When a java program is executed, an instance of JVM is created in the memory. It then internally informs the java bytecode generate from the Java compiler and executes it. At the time JVM runs the bytecode using the ClassLoader in the JVM, it allocates memory in the JVM memory area (also called the runtime data areas) from the underlying operating system, which is located in Heap. The bytecode will then pass to a verifier to check if the loaded class file is not corrupted. Once there are no issues, it will then pass to the execution engine which included the JIT Compiler and Interpreter. Lastly, there is a Garbage Collector which reclaims garbage or memory occupied by objects that are no longer in use by the program.
JIT Compilation - Dynamic Compilation
JIT Compilation in the execution engine inside JVM can identify which part of the Java bytecode that are frequently executed. It marks them as hot spots and saves the frequently compiled machine code into the Cache Machine Code which is saved in the memory for future use. Whenever in the future, if the corresponding code is executed, the cache machine code is then called for faster execution.
JDK - Java Development Kit
JDK refers to the Java SE Runtime Environment which used to run Java programs where Java SE (J2SE) refers to the Java Standard Edition, which defines the specification of Java, including Java Language Specification (JLS, define entire Java languages e.g. syntax), JVM Specification (bytecode definition) and Java API Specification (libraries).
We can now understand JDK is the blueprint environment setting for running Java programs and within JDK, it includes the development tools (Java compiler) and JRE (Java Runtime Environment, includes JVM and Java API).

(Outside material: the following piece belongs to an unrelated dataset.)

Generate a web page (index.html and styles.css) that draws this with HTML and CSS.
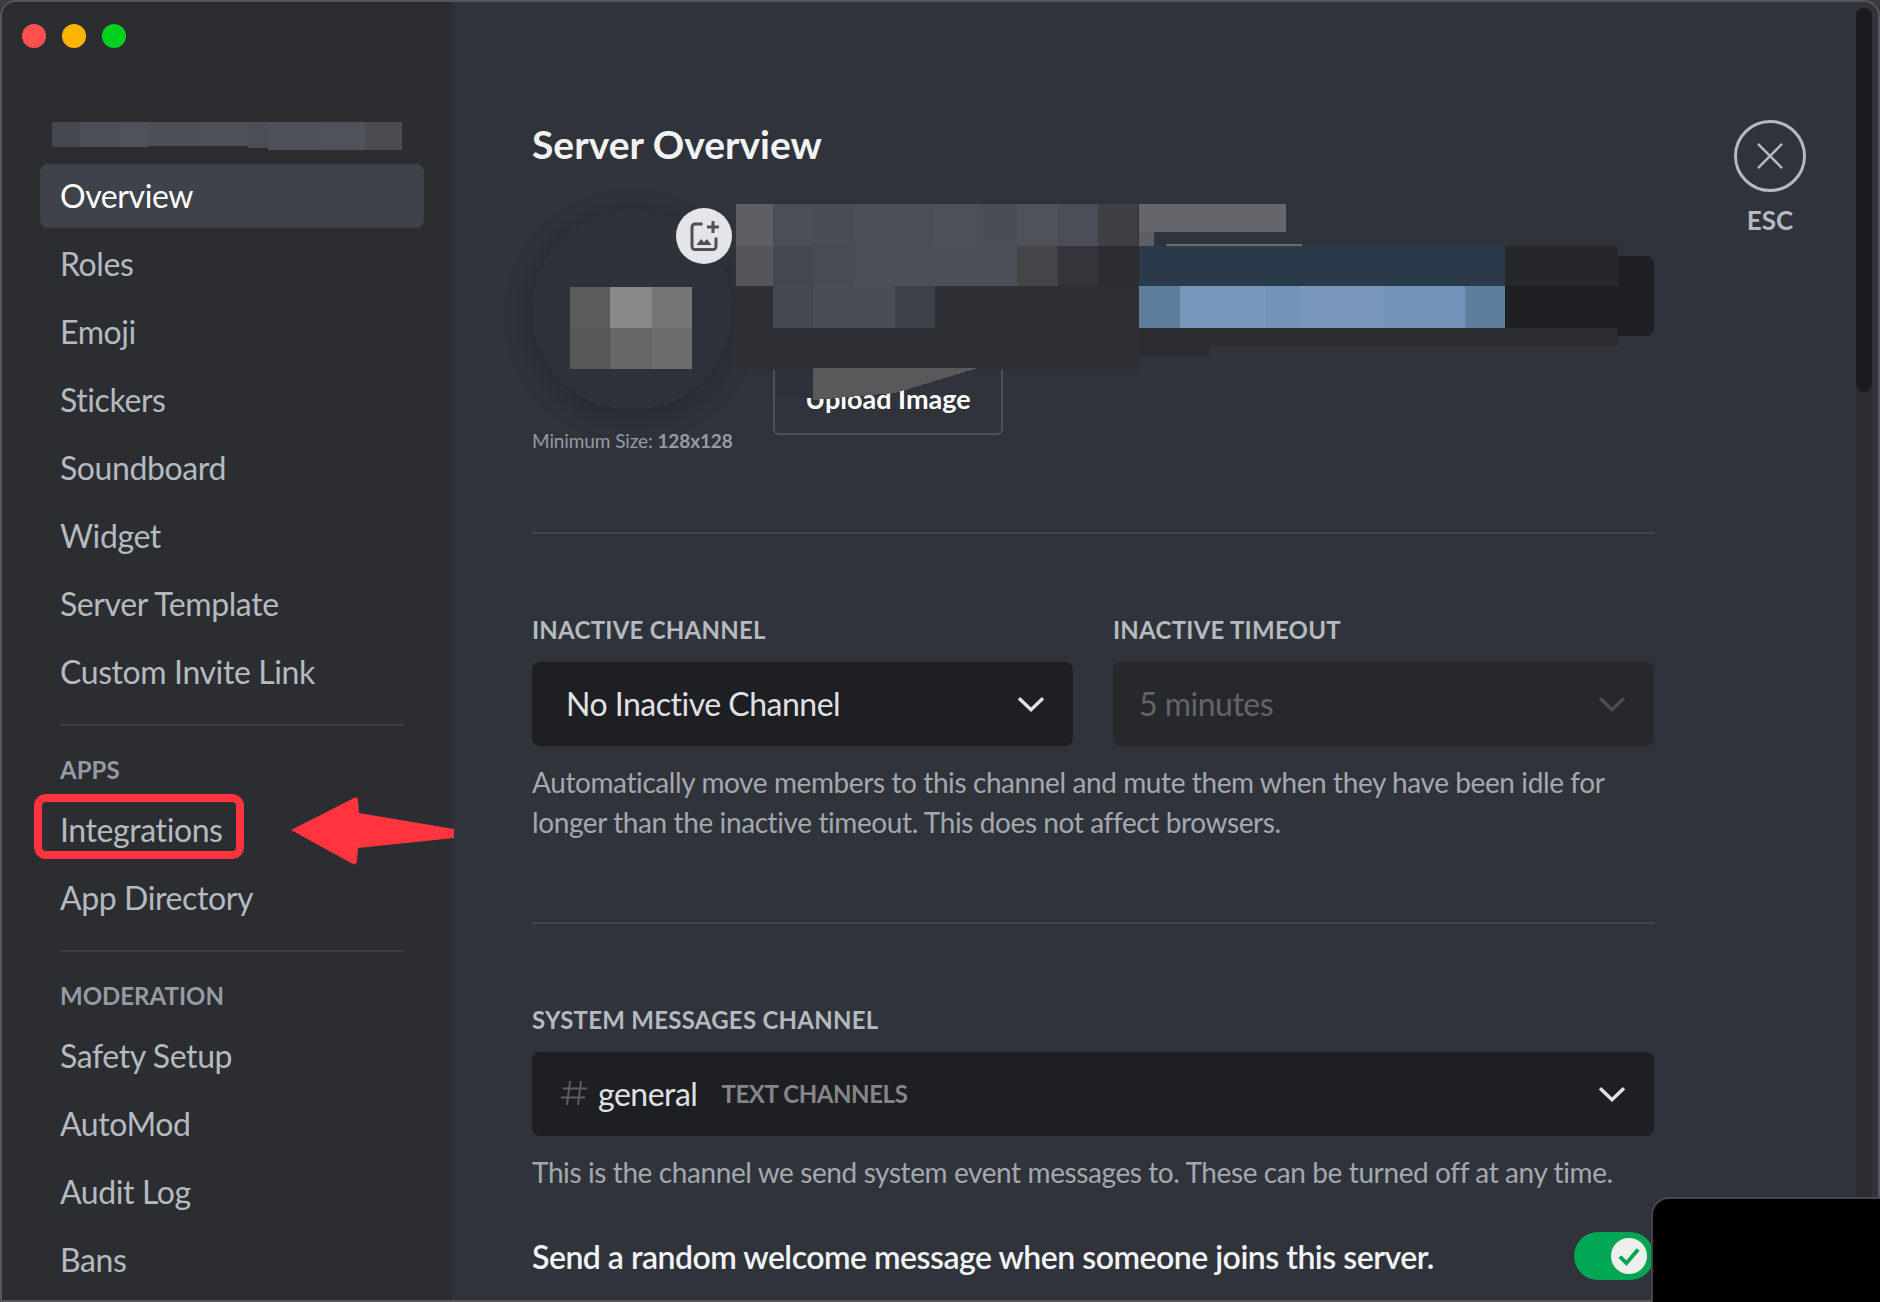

It is a great start for reading this post before you get your hand dirty on Java from scratch or other programming languages. I have mentioned few important concepts included how computers execute what you write and how the Java program is executed behind. In addition, I have also talked about what are JDK, JVM, JRE Java SE, etc, important concepts. It is always good to understand these concepts to write or to learn java code in the future.